Does'nt the 51V Zener prevent to get more than 51V? Could anyone give me a hint, what I made wrong?
best regards
Bernd
 
67V will likely cook some microphones, most mic manufacturers use 63V electrolytics in the mics, which will be somewhat stressed depending on the current requirements of the mic and the resulting voltage drop.

Is the zener good? Was it possibly installed backwards? If so, it would have drawn heavy current until it burnt up. In that particular circuit, the zener will clamp the output voltage for all it's worth. Are the two 1K resistors in place?
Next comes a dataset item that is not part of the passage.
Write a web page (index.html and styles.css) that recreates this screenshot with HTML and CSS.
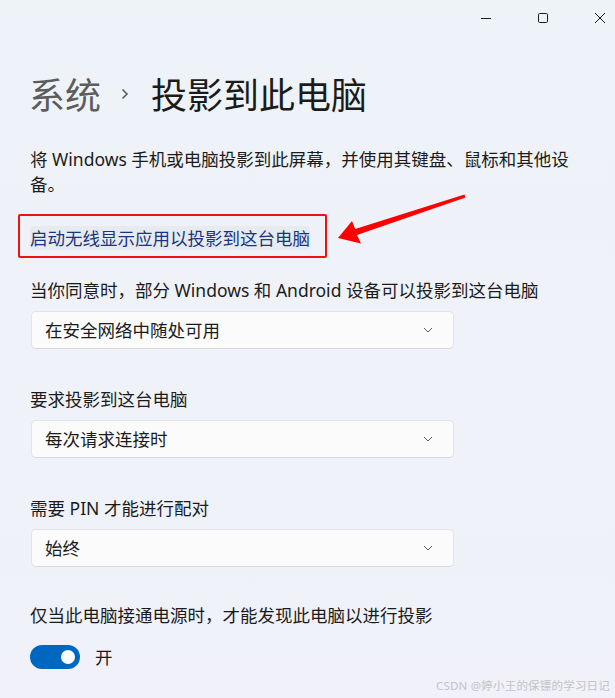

This is what limits the current, keeping the zener from burning up.
 
Bernd,

You shall have around 67 volt with out load if the zener diode is not connected, or if the zener have a interruption inside.

(48 volt ac multiply with 1,4 is approx. 67 volt dc after rectifying and smoothing with out any shunt/zener regulation connected)

So, check if you have done the circuit connection right and also the zenerdiode condition.
The mark/circle shall be on the last 1 kohm resistor side.

Don´t worry, I not think you have damage any microphone, this is a "passive" PSU, so when the condenser microphone get to high supply, it will draw more current, and with more current the passive supply will drop more voltage on the output.

--Bo
 
If the zener is connected backwards (all other parts being connected corectly), the output voltage will be around 2V (not 67V). This can't do any damage to the zener because of the high value (10k) of the forward resistor. I suspect that the reg. transistor (or its implementation) is faulty.

Regards,
Milan
 
If it's the first circuit, there isn't a series pass transistor; the second circuit doesn't have a 51V zener that I can see.

If the zener is backwards, the output will be around .5V - .6V , whatever the forward voltage drop of the zener happens to be. As the zener gets warm, this voltage will drop further. If the zener is backwards and it cooked itelf until the junction went open the voltage would be high as you describe. Typically though, they short and just draw whatever current is available and you would have very little voltage on the output in this case.

The series resistance is shown as 2K, two 1K resistors in series as part of the PI filter, not 10K. With a dead short, I calculate 33.5mA, not enough to kill the zener.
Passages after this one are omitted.